The third lady is the avaricious Venetian courtesan Giulietta, hopelessly in thrall to the evil magician Dappertutto – who “steals” the spirits and shadows of vulnerable young men such as Giulietta’s current beau Schlemil. He enlists Giulietta’s help to steal Hoffmann’s reflection, and gives her a huge diamond as payment. Hoffmann fails for Giulietta’s charms, but they are interrupted by Schlemil who challenges Hoffman to a duel. Hoffman is victorious but finds to his horror that his reflection has gone, as has Giulietta…
In the ‘Epilogue’ the now-drunken poet is back in the tavern surrounded by his exhausted but enchanted audience. Stella arrives to meet him. Drunkenly he associates Lindorf with Coppelius, Dr Miracle and Dappertutto as incarnations of the same malevolent spirit that haunts him and Stella as the latest representative of his ill-fated lovers. She leaves on Lindorf’s arm, the adoring crowd following her. Left alone with Hoffmann, Nicklausse is revealed as Hoffmann’s muse and encourages him to write…
Look out for…
Offenbach’s music is splendid and regularly excerpted.
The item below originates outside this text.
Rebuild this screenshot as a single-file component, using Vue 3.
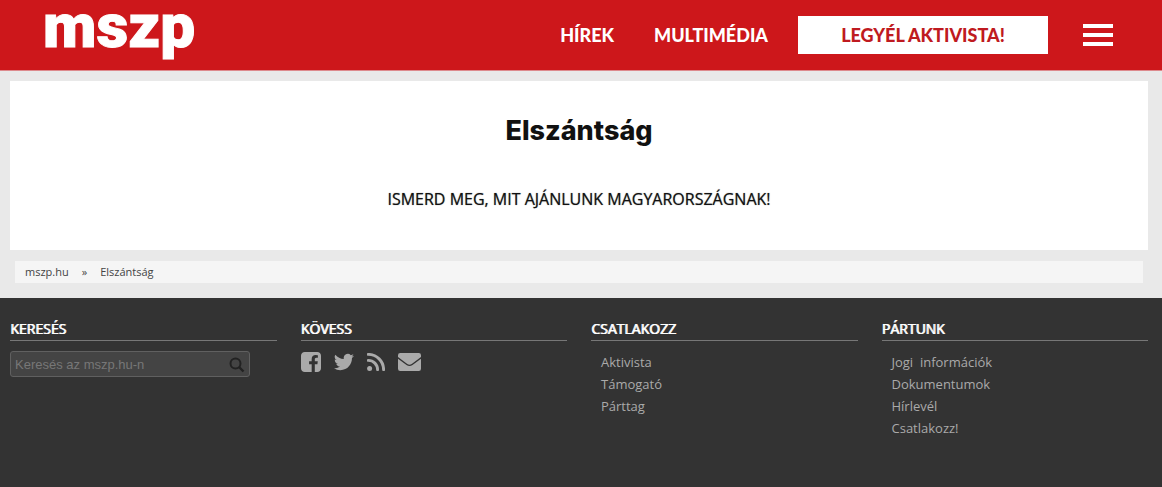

Hoffmann is sung by a romantic/heroic tenor and has many opportunities to shine.
Each of the three ladies has a moment in the spotlight. Occasionally the three roles are sung by the same soprano, although as three separate types of voices are required – coloratura, voluptuous mezzo and lirico-dramatic soprano – this is not always ideal.
Likewise the extrovert roles of Lindorf, Coppelius, Dappertutto and Dr Miracle are often assigned to the same bass-baritone – each character having a showcase aria. The most famous extract is the ‘Barcarolle’ from the Venetian Act which is sung by Giulietta and Nicklausse. The extended trio between Antonia, the spirit of Antonia’s mother and Dr Miracle is a thrilling moment if the voices are right.
Who’s in it?
Bartlett Sher’s production is conducted by French-opera specialist Yves Abel, so the performance should be authentic! The title role is sung by rising superstar Vittorio Grigolo, a fine singer and actor – the part should suit his extrovert qualities. The four villains are sung by Thomas Hampson – again his theatrical qualities are never in doubt. Erin Morley should dazzle as Olympia when fully charged (!), and Hibla Gerzmava has all the requisite vocal qualities for Antonia. Christine Rice will sing the voluptuous Giulietta.
When’s it on?
If you are in New York City then the matinee is live at the Met itself, starting at midday, otherwise it is internationally cinematic on Saturday January 31.